### Short problem
Output nothing but the number of lines that include the word "components".

### Stored data
↓↓↓

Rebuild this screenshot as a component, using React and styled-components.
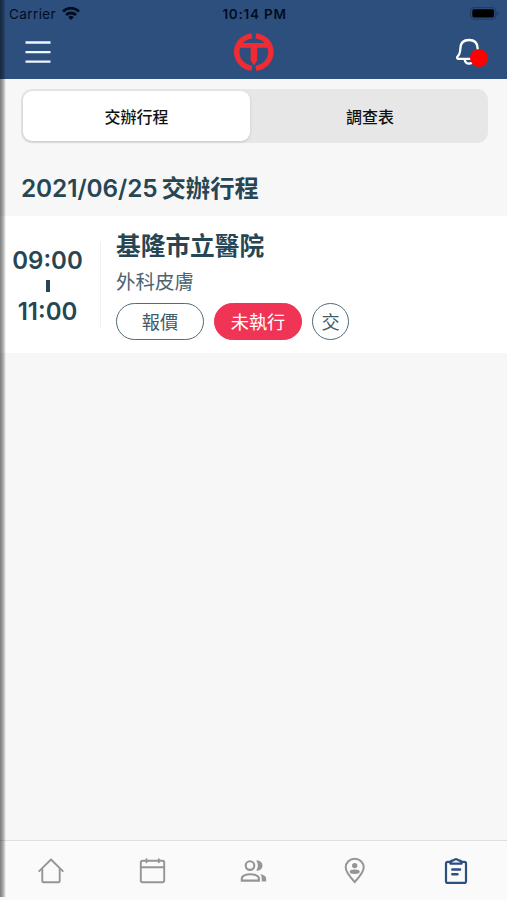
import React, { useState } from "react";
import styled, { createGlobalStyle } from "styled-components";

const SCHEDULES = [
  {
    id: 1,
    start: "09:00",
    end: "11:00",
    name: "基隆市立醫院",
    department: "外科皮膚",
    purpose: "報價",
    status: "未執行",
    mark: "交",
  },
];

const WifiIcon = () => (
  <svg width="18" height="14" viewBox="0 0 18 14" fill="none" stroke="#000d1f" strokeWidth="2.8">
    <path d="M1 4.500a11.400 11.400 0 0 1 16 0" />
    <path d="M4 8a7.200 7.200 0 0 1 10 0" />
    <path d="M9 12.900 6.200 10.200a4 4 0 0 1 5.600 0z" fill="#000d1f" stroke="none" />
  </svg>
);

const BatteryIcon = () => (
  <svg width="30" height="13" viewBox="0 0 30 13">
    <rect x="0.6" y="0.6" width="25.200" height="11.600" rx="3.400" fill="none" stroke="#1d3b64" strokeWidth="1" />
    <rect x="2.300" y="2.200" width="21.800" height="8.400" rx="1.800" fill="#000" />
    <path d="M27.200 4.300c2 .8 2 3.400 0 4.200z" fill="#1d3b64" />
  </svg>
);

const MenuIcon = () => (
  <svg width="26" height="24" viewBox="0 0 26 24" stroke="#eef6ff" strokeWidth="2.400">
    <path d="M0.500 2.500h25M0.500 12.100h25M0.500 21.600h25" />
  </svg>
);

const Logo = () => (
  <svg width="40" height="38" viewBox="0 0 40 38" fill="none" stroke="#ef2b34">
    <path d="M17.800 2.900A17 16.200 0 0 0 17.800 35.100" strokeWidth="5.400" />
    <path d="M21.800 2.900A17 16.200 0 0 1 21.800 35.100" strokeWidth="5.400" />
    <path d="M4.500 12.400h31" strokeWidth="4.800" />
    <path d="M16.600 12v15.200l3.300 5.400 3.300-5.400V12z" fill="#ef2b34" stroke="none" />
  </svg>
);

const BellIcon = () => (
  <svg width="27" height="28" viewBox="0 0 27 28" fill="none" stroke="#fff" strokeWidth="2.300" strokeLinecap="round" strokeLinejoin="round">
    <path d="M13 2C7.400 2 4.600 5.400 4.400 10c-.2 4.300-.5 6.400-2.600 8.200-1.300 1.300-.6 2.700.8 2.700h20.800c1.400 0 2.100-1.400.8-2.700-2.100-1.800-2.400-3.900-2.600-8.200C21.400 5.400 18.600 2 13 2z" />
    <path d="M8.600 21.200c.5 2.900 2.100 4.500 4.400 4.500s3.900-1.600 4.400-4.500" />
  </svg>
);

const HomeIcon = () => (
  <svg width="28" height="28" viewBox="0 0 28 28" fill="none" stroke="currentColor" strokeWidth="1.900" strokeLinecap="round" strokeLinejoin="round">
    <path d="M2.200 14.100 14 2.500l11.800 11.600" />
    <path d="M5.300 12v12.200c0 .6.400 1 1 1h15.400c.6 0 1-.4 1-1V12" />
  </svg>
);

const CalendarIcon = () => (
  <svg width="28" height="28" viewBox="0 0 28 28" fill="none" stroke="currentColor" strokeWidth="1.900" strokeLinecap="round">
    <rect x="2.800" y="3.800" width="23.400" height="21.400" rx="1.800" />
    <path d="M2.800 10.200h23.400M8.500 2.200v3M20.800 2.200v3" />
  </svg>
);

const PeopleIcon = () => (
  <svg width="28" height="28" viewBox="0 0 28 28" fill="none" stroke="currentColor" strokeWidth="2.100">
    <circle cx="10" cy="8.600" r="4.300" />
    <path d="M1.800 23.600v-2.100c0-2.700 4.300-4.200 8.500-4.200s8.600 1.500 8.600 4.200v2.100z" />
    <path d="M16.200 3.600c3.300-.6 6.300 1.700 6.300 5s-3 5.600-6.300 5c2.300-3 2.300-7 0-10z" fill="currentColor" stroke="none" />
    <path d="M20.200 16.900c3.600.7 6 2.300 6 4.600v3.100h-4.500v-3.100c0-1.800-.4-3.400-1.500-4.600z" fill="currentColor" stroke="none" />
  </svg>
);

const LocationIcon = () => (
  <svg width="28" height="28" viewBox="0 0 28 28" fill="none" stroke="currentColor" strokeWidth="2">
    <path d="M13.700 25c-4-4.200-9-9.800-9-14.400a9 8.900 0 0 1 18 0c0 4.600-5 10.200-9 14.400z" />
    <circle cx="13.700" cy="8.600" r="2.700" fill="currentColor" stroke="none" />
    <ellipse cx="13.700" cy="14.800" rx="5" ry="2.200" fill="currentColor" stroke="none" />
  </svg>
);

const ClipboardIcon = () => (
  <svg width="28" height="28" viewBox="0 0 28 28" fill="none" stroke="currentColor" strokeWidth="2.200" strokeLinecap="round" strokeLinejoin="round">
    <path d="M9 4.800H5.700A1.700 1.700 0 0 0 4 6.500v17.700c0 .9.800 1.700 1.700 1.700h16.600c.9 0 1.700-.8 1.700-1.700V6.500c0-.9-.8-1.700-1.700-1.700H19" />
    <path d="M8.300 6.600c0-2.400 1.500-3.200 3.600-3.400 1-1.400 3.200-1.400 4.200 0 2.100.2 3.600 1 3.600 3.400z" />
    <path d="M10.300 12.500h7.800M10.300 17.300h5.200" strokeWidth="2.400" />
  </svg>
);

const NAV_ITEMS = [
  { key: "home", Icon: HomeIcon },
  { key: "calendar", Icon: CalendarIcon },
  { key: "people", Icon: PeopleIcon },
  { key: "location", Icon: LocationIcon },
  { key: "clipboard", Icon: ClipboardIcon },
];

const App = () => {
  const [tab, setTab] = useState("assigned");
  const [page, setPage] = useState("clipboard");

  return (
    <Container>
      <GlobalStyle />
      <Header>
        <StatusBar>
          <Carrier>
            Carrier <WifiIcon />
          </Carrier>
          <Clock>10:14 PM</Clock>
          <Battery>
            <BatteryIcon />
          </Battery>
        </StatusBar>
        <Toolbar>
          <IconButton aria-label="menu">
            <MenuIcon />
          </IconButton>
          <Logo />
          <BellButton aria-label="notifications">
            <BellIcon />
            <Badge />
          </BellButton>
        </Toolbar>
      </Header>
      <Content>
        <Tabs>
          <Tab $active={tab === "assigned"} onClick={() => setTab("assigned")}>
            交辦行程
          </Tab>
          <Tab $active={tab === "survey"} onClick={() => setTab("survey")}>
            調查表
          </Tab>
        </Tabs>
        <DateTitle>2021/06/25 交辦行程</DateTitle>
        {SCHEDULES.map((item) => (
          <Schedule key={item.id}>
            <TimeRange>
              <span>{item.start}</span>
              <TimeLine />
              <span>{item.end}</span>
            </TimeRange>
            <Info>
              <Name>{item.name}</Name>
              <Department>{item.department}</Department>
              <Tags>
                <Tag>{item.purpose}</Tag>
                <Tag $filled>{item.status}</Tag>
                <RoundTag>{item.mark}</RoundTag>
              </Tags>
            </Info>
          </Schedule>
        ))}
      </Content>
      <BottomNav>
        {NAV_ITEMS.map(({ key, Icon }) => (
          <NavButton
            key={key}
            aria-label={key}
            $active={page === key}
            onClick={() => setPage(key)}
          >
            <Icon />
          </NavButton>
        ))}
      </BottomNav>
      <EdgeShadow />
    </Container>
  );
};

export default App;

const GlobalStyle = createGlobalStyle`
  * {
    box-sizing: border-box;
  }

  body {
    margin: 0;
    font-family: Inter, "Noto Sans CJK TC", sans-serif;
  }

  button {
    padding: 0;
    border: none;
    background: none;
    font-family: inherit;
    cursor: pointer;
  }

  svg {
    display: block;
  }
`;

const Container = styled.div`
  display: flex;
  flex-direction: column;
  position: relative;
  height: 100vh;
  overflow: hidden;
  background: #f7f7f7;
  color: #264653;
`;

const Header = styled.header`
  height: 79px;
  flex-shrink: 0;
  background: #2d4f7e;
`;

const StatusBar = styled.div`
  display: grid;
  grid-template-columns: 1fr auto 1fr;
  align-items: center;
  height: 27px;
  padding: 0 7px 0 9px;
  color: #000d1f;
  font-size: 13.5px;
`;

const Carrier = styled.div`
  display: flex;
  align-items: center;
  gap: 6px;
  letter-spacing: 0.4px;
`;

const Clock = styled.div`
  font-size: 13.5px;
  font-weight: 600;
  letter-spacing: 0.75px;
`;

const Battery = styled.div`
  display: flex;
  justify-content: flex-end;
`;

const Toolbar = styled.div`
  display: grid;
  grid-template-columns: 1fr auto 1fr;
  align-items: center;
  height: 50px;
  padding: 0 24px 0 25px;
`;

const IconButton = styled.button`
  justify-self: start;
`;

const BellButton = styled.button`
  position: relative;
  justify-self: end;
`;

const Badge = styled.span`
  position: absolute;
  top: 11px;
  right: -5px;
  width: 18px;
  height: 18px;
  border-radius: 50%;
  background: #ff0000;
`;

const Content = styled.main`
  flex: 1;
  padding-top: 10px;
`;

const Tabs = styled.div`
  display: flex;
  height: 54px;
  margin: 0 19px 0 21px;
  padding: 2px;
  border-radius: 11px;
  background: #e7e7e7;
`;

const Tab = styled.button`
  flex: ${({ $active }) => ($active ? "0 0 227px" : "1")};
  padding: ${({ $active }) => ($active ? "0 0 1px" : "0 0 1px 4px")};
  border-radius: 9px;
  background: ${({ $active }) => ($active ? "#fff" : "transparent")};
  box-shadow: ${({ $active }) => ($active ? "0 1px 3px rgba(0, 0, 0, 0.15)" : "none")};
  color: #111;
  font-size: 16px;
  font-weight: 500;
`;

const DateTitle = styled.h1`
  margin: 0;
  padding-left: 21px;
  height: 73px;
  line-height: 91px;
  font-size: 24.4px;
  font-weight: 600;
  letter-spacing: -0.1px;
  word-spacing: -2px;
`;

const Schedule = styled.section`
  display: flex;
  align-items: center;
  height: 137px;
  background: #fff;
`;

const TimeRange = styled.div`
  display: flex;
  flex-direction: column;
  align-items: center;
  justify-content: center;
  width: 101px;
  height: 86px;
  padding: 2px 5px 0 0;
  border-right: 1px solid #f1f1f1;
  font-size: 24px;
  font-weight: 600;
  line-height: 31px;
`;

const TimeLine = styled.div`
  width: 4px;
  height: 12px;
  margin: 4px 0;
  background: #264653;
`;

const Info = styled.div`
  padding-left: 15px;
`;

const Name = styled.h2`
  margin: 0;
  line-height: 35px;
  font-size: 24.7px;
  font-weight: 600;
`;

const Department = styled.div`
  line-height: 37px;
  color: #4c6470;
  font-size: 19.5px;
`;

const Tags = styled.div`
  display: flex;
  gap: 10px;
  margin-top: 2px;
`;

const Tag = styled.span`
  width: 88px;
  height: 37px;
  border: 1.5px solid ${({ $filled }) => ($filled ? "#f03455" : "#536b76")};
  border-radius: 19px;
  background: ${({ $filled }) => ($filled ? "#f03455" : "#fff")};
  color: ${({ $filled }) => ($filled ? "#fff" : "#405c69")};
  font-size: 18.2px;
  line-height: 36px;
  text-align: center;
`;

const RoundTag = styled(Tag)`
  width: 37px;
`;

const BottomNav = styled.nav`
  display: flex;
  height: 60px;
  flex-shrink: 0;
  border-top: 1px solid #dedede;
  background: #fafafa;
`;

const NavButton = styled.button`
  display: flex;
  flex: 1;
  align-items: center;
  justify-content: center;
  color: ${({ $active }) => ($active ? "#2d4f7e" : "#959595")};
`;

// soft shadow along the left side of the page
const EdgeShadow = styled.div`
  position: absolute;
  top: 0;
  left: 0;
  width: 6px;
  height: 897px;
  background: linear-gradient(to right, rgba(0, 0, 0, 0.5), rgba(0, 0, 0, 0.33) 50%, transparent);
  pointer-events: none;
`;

↑↑↑

### Answer for this exercise
2